EPA Plans to Repair V.I-Owned Tutu Groundwater Cleaning Machines

Location of the groundwater treatment plant at the U.S. Virgin Islands Department of Education Curriculum Center on St. Thomas (File photo provided by the EPA)
Location of the groundwater treatment plant at the U.S. Virgin Islands Department of Education Curriculum Center on St. Thomas (File photo provided by the EPA)

Systems to clean contaminated St. Thomas groundwater have been offline since the 2017 storms but the EPA plans to come in and repair them next month. The Tutu Wellfield groundwater cleaning system was set up more than 20 years ago.

A spokesperson for the EPA said an evaluation and repair of a pump and equipment used to treat the water is part of a long-term effort to remove contaminants from the Tutu Wellfield.

The EPA found severe contamination to the groundwater in the area back in 1987, after residents reported a strong petroleum smell coming from water at Tillet Well, a public water supply. EPA found two gas stations and a dry cleaning operation may have been responsible and ESSO and Texaco entered a consent decree to clean it up in 1992.  It is one of nine consent decrees impacting the territory. It has been a Superfund Site since 1995. Arsenic and other metallic contaminants were found, along with petroleum products.

Groundwater cleaning technology was put in place in the late 1990s over the aquifer that supplied most of the water used for residential consumption until dangerous pollutants were detected.

According to Mary Miers, the agency’s Region Two public information officer, treatment plants were installed and operated by the federal government and handed over to the V.I. Department of Planning and Natural Resources in 2013.

A five-year review of the system’s functionality is scheduled for September, Miers said.

But, she added, what is supposed to be a routine checkup will likely turn into a repair project.

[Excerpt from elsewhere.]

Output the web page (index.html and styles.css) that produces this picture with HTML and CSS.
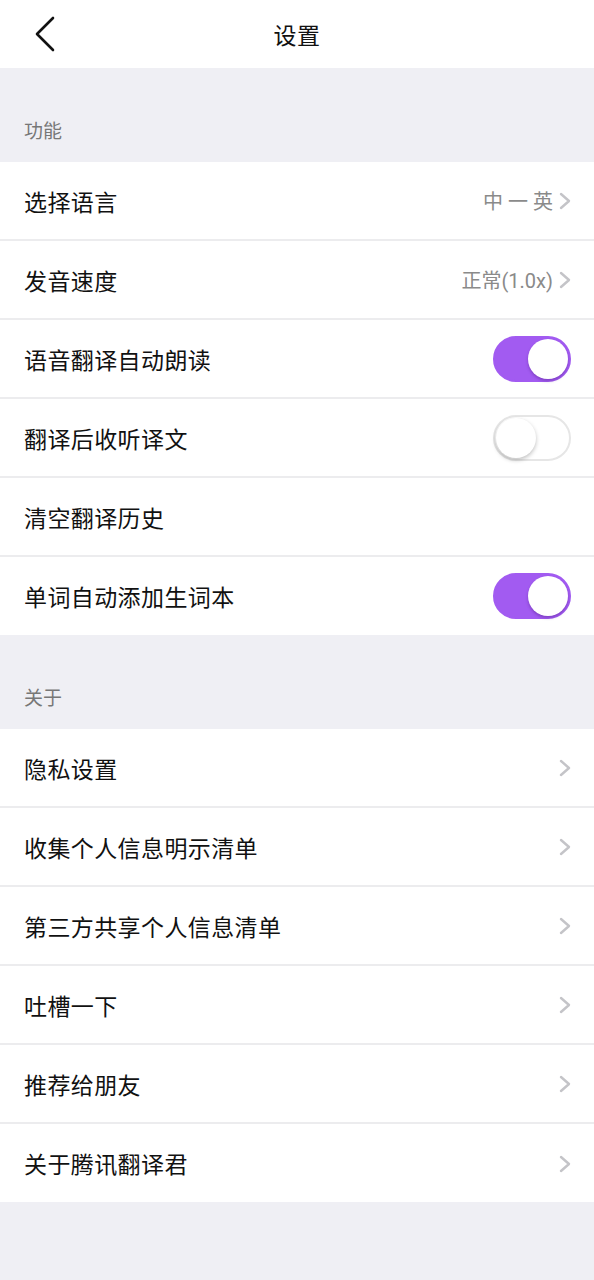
FILE: index.html
```html
<!DOCTYPE html>
<html>
<head>
    <title>设置</title>
    <link rel="stylesheet" href="styles.css">
</head>
<body>
    <div class="header">
        <svg class="back" width="22" height="36" viewBox="0 0 22 36">
            <path d="M19 2 L3 18 L19 34" fill="none" stroke="#111" stroke-width="2.6" stroke-linecap="round" stroke-linejoin="round"/>
        </svg>
        <div class="title">设置</div>
    </div>

    <div class="section-label">功能</div>
    <div class="group">
        <div class="row">
            <span class="name">选择语言</span>
            <span class="value">中 一 英</span>
            <svg class="arrow" width="12" height="18" viewBox="0 0 12 18"><path d="M2 2 L10 9 L2 16" fill="none" stroke="#c4c4c8" stroke-width="2.4" stroke-linecap="round" stroke-linejoin="round"/></svg>
        </div>
        <div class="row">
            <span class="name">发音速度</span>
            <span class="value">正常(1.0x)</span>
            <svg class="arrow" width="12" height="18" viewBox="0 0 12 18"><path d="M2 2 L10 9 L2 16" fill="none" stroke="#c4c4c8" stroke-width="2.4" stroke-linecap="round" stroke-linejoin="round"/></svg>
        </div>
        <div class="row">
            <span class="name">语音翻译自动朗读</span>
            <div class="switch on"><div class="knob"></div></div>
        </div>
        <div class="row">
            <span class="name">翻译后收听译文</span>
            <div class="switch"><div class="knob"></div></div>
        </div>
        <div class="row">
            <span class="name">清空翻译历史</span>
        </div>
        <div class="row">
            <span class="name">单词自动添加生词本</span>
            <div class="switch on"><div class="knob"></div></div>
        </div>
    </div>

    <div class="section-label">关于</div>
    <div class="group">
        <div class="row">
            <span class="name">隐私设置</span>
            <svg class="arrow" width="12" height="18" viewBox="0 0 12 18"><path d="M2 2 L10 9 L2 16" fill="none" stroke="#c4c4c8" stroke-width="2.4" stroke-linecap="round" stroke-linejoin="round"/></svg>
        </div>
        <div class="row">
            <span class="name">收集个人信息明示清单</span>
            <svg class="arrow" width="12" height="18" viewBox="0 0 12 18"><path d="M2 2 L10 9 L2 16" fill="none" stroke="#c4c4c8" stroke-width="2.4" stroke-linecap="round" stroke-linejoin="round"/></svg>
        </div>
        <div class="row">
            <span class="name">第三方共享个人信息清单</span>
            <svg class="arrow" width="12" height="18" viewBox="0 0 12 18"><path d="M2 2 L10 9 L2 16" fill="none" stroke="#c4c4c8" stroke-width="2.4" stroke-linecap="round" stroke-linejoin="round"/></svg>
        </div>
        <div class="row">
            <span class="name">吐槽一下</span>
            <svg class="arrow" width="12" height="18" viewBox="0 0 12 18"><path d="M2 2 L10 9 L2 16" fill="none" stroke="#c4c4c8" stroke-width="2.4" stroke-linecap="round" stroke-linejoin="round"/></svg>
        </div>
        <div class="row">
            <span class="name">推荐给朋友</span>
            <svg class="arrow" width="12" height="18" viewBox="0 0 12 18"><path d="M2 2 L10 9 L2 16" fill="none" stroke="#c4c4c8" stroke-width="2.4" stroke-linecap="round" stroke-linejoin="round"/></svg>
        </div>
        <div class="row">
            <span class="name">关于腾讯翻译君</span>
            <svg class="arrow" width="12" height="18" viewBox="0 0 12 18"><path d="M2 2 L10 9 L2 16" fill="none" stroke="#c4c4c8" stroke-width="2.4" stroke-linecap="round" stroke-linejoin="round"/></svg>
        </div>
    </div>
</body>
</html>
```

FILE: styles.css
```css
body {
    margin: 0;
    background-color: #efeff4;
    font-family: "Noto Sans CJK SC", "Noto Sans", sans-serif;
    color: #111;
    min-height: 1280px;
}

.header {
    height: 68px;
    background-color: #fff;
    display: flex;
    align-items: center;
    justify-content: center;
    position: relative;
}

.back {
    position: absolute;
    left: 34px;
    top: 16px;
}

.title {
    font-size: 23px;
    letter-spacing: 0.5px;
}

.section-label {
    height: 94px;
    box-sizing: border-box;
    padding: 48px 24px 0;
    font-size: 19px;
    color: #777;
}

.group {
    background-color: #fff;
}

.row {
    height: 77px;
    display: flex;
    align-items: center;
    padding: 0 23px 0 24px;
    border-bottom: 2px solid #ececee;
}

.row:last-child {
    border-bottom: none;
    height: 78px;
}

.name {
    flex: 1;
    font-size: 23px;
    letter-spacing: 0.4px;
}

.value {
    font-family: Roboto, "Noto Sans CJK SC", sans-serif;
    font-size: 20px;
    color: #8a8a8a;
    margin-right: 6px;
}

.arrow {
    display: block;
    margin-top: 1px;
}

.switch {
    width: 78px;
    height: 46px;
    box-sizing: border-box;
    border-radius: 23px;
    border: 2px solid #e6e6e6;
    background-color: #fff;
    position: relative;
}

.switch .knob {
    position: absolute;
    top: 1px;
    left: 1px;
    width: 40px;
    height: 40px;
    border-radius: 50%;
    background-color: #fff;
    box-shadow: 0 2px 4px rgba(0, 0, 0, 0.25);
}

.switch.on {
    border-color: #a25bf1;
    background-color: #a25bf1;
}

.switch.on .knob {
    left: auto;
    right: 1px;
    box-shadow: 0 2px 3px rgba(70, 20, 120, 0.35);
}
```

The two major storms of 2017, Hurricanes Irma and Maria, caused a lengthy power outage across St. Thomas. As a result, the pump and treatment stations stopped working. These stations work through a well system that draws polluted water in and puts it through a process that draws off chemicals.

The treated water is then sent back out into the aquifer.

Miers said the contractor hired by DPNR later reported the pumps were rendered inoperable.

“When power was restored to the island in March 2018, the contractor tried to resume operations at the plants, but due to the plants’ inactivity and humid temperatures, the pumps and equipment were deemed dysfunctional. In September, EPA will assess the damages and equipment at the plants, which have been down since the hurricanes hit in 2017,” Miers said.

She added, “EPA will then make repairs to the treatment system and bring them back to operation before turning the plants back to the V.I. DPNR to continue the long-term operation and maintenance.”

Under the pending project, federal inspectors will assess the pump and treatment stations and decide what to do in order to get them back in service. They are also expected to sample 40 monitoring wells for contaminants.

Once repairs are made and pump stations are restored, the systems will return to the management of local operators, the EPA spokesperson said.

Long-term remediation of the wellfield resulted after environmentalists working at the local and federal level answered complaints of a strange odor coming from a public well near Tillett Gardens. An investigation discovered that 108 acres of groundwater was contaminated with chlorinated volatile organic compounds.

An investigation lasting several months led to the closure of 13 commercial and five private wells in the southeastern portion of the island. Because the wells supplied drinking water to most of St. Thomas, the owners of two gas stations, a dry cleaning shop and a T-shirt printing company in the Tutu area were ordered to supply clean drinking water to area residents.

The Tutu Wellfield was placed on a national priorities list for EPA Superfund cleanup sites in 1995. Once the groundwater cleanup is declared complete and the wellfield is restored, the St. Thomas site can be taken off the national priorities list, according to information online.